ITV's I'm A Celebrity, Get Me Out Of Here - why we're concerned for animals
We have serious concerns about the welfare of animals set to be featured on the new UK-based 'I'm a Celebrity' TV show, airing this Sunday.
Why we're concerned for the animals used in the programme
Since 'I'm a Celebrity' was first aired, animals have been dropped, thrown, handled roughly, crushed, chased, overcrowded, scared by contestants and prevented from escaping from stressful experiences. There have also been incidents where animals have been killed for no other purpose than entertainment.
The show's messaging and the potential to prompt people to try and copy the 'bushtucker trials' at home for entertainment is also worrying and we feel that deliberately portraying certain species as nasty or frightening or as objects that can be used purely for entertainment rather than sentient, living creatures sends out totally the wrong message.

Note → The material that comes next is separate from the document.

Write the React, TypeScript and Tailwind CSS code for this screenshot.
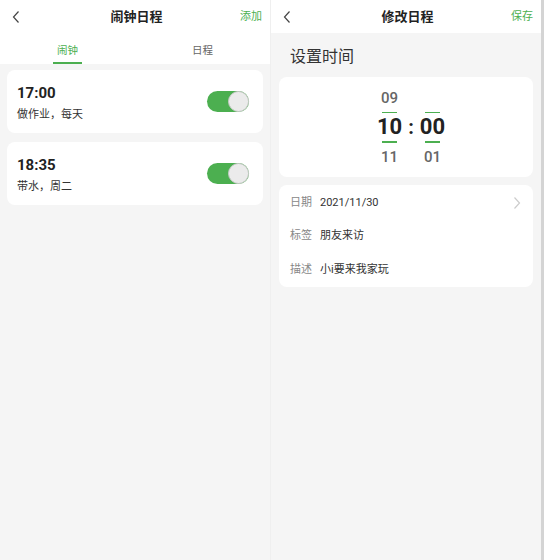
import React, { useState } from 'react';

const font = { fontFamily: "Roboto, 'Noto Sans CJK SC', sans-serif" };

const Toggle: React.FC<{ on: boolean; onClick: () => void }> = ({ on, onClick }) => (
  <button
    onClick={onClick}
    className={`flex h-[21px] w-[42px] items-center rounded-full p-0 ${on ? 'justify-end bg-[#4caf50]' : 'justify-start bg-[#d9d9d9]'}`}
  >
    <span className="h-[21px] w-[21px] rounded-full border border-[#c9c9c9] bg-[#ebebeb]" />
  </button>
);

const Chevron: React.FC<{ dir: 'left' | 'right'; className?: string }> = ({ dir, className }) => (
  <svg width="10" height="14" viewBox="0 0 10 14" className={className} fill="none" stroke="currentColor" strokeWidth="1.2">
    {dir === 'left' ? <path d="M7.5 1.5 L2.5 7 L7.5 12.5" /> : <path d="M2.5 1.5 L7.5 7 L2.5 12.5" />}
  </svg>
);

const Header: React.FC<{ title: string; action: string }> = ({ title, action }) => (
  <div className="flex h-[33px] items-center bg-white pl-[11px] pr-[8px]">
    <div className="flex flex-1 items-center">
      <Chevron dir="left" className="text-[#444]" />
    </div>
    <span className="text-[13px] font-bold leading-[18px] text-[#222]">{title}</span>
    <div className="flex flex-1 items-center justify-end">
      <span className="text-[11px] leading-[18px] text-[#4caf50]">{action}</span>
    </div>
  </div>
);

const alarms = [
  { time: '17:00', note: '做作业，每天' },
  { time: '18:35', note: '带水，周二' },
];

const AlarmList: React.FC = () => {
  const [states, setStates] = useState<boolean[]>([true, true]);
  const [tab, setTab] = useState<'alarm' | 'schedule'>('alarm');

  return (
    <div className="flex h-[560px] w-[270px] flex-col bg-[#f5f5f5]">
      <Header title="闹钟日程" action="添加" />
      <div className="flex h-[31px] bg-white">
        <button onClick={() => setTab('alarm')} className="flex flex-1 flex-col items-center justify-end">
          <span className={`text-[10.5px] ${tab === 'alarm' ? 'text-[#4caf50]' : 'text-[#666]'}`}>闹钟</span>
          <span className={`mt-[3px] h-[2px] w-[29px] ${tab === 'alarm' ? 'bg-[#4caf50]' : 'bg-transparent'}`} />
        </button>
        <button onClick={() => setTab('schedule')} className="flex flex-1 flex-col items-center justify-end">
          <span className={`text-[10.5px] ${tab === 'schedule' ? 'text-[#4caf50]' : 'text-[#666]'}`}>日程</span>
          <span className={`mt-[3px] h-[2px] w-[29px] ${tab === 'schedule' ? 'bg-[#4caf50]' : 'bg-transparent'}`} />
        </button>
      </div>
      <div className="flex flex-col gap-[9px] px-[7px] pt-[6px]">
        {alarms.map((a, i) => (
          <div key={a.time} className="flex h-[63px] items-center justify-between rounded-[8px] bg-white pl-[10px] pr-[14px]">
            <div className="flex flex-col pt-[2px]">
              <span className="text-[15px] font-bold leading-[18px] text-[#222]">{a.time}</span>
              <span className="mt-[6px] text-[11px] leading-[14px] text-[#333]">{a.note}</span>
            </div>
            <Toggle on={states[i]} onClick={() => setStates(s => s.map((v, j) => (j === i ? !v : v)))} />
          </div>
        ))}
      </div>
    </div>
  );
};

const EditSchedule: React.FC = () => {
  return (
    <div className="flex h-[560px] w-[270px] flex-col bg-[#f5f5f5]">
      <Header title="修改日程" action="保存" />
      <div className="px-[8px]">
        <div className="flex h-[44px] items-center pl-[11px] pt-[3px] text-[16px] text-[#333]">设置时间</div>
        <div className="flex h-[100px] items-center justify-center rounded-[8px] bg-white">
          <div className="flex items-center gap-[6px] pl-[10px]">
            <div className="flex flex-col items-center">
              <span className="text-[15px] font-medium leading-[20px] text-[#666]">09</span>
              <span className="mt-[4px] h-[1.5px] w-[15px] bg-[#4caf50]" />
              <span className="py-[1px] text-[22px] font-bold leading-[26px] text-[#222]">10</span>
              <span className="h-[1.5px] w-[15px] bg-[#4caf50]" />
              <span className="mt-[4px] text-[15px] font-medium leading-[20px] text-[#666]">11</span>
            </div>
            <span className="text-[20px] font-bold text-[#222]">:</span>
            <div className="flex flex-col items-center">
              <span className="text-[15px] leading-[20px] text-transparent">00</span>
              <span className="mt-[4px] h-[1.5px] w-[15px] bg-[#4caf50]" />
              <span className="py-[1px] text-[22px] font-bold leading-[26px] text-[#222]">00</span>
              <span className="h-[1.5px] w-[15px] bg-[#4caf50]" />
              <span className="mt-[4px] text-[15px] font-medium leading-[20px] text-[#666]">01</span>
            </div>
          </div>
        </div>
        <div className="mt-[8px] flex flex-col rounded-[8px] bg-white px-[11px] pt-[1px]">
          {[
            { label: '日期', value: '2021/11/30', arrow: true },
            { label: '标签', value: '朋友来访' },
            { label: '描述', value: '小i要来我家玩' },
          ].map(r => (
            <div key={r.label} className="flex h-[33.5px] items-center">
              <span className="text-[11px] text-[#888]">{r.label}</span>
              <span className="ml-[8px] flex-1 text-[11px] text-[#333]">{r.value}</span>
              {r.arrow && <Chevron dir="right" className="text-[#ccc]" />}
            </div>
          ))}
        </div>
      </div>
    </div>
  );
};

export default function App() {
  return (
    <div className="flex h-[560px] w-[544px] bg-[#f5f5f5]" style={font}>
      <AlarmList />
      <div className="w-[1px] bg-[#efefef]" />
      <EditSchedule />
      <div className="w-[3px] bg-[#d4d4d4]" />
    </div>
  );
}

What we've done in the past to try and change things
Throughout the years, we've been raising our concerns with the production company about how animals were being treated on the Australia-based programme, but we never received a response from the show.
We were very pleased when the show's production company got in touch with us in the planning stages of this year's series, set here in the UK. We spoke to them about changing the way they use animals along with the change of continent - perhaps introducing welfare-friendly alternatives to animal use in the trials. However, we were really disappointed to be told that they would continue to be using animals in this way during this series. We know that many of you, the animal loving public, agree with us and really dislike the use of animals in this way.
What we're doing about it
We'll continue to urge ITV and the production company to rethink the way they use animals in I'm A Celebrity and replace the challenges with animal-friendly alternatives. We'll be watching the programme and will flag up any concerns we have to the producers.
Unfortunately, a number of the animals used in the challenges, such as cockroaches and crickets, are invertebrates and aren't covered by the Animal Welfare Act or the Performing Animals Act, which apply in Wales. This means they have little protection under the law. However, if we're alerted to concerns about other animals which are covered by these laws being caused suffering or distress during this programme, we'll look into this, and, where appropriate, investigate. Where we can act, we will.
What you can do to help
The best way to take action if you're unhappy about anything you see on television is to contact Ofcom, the UK's communications regulator. You can also contact ITV directly to voice your concerns for animal welfare on their programme.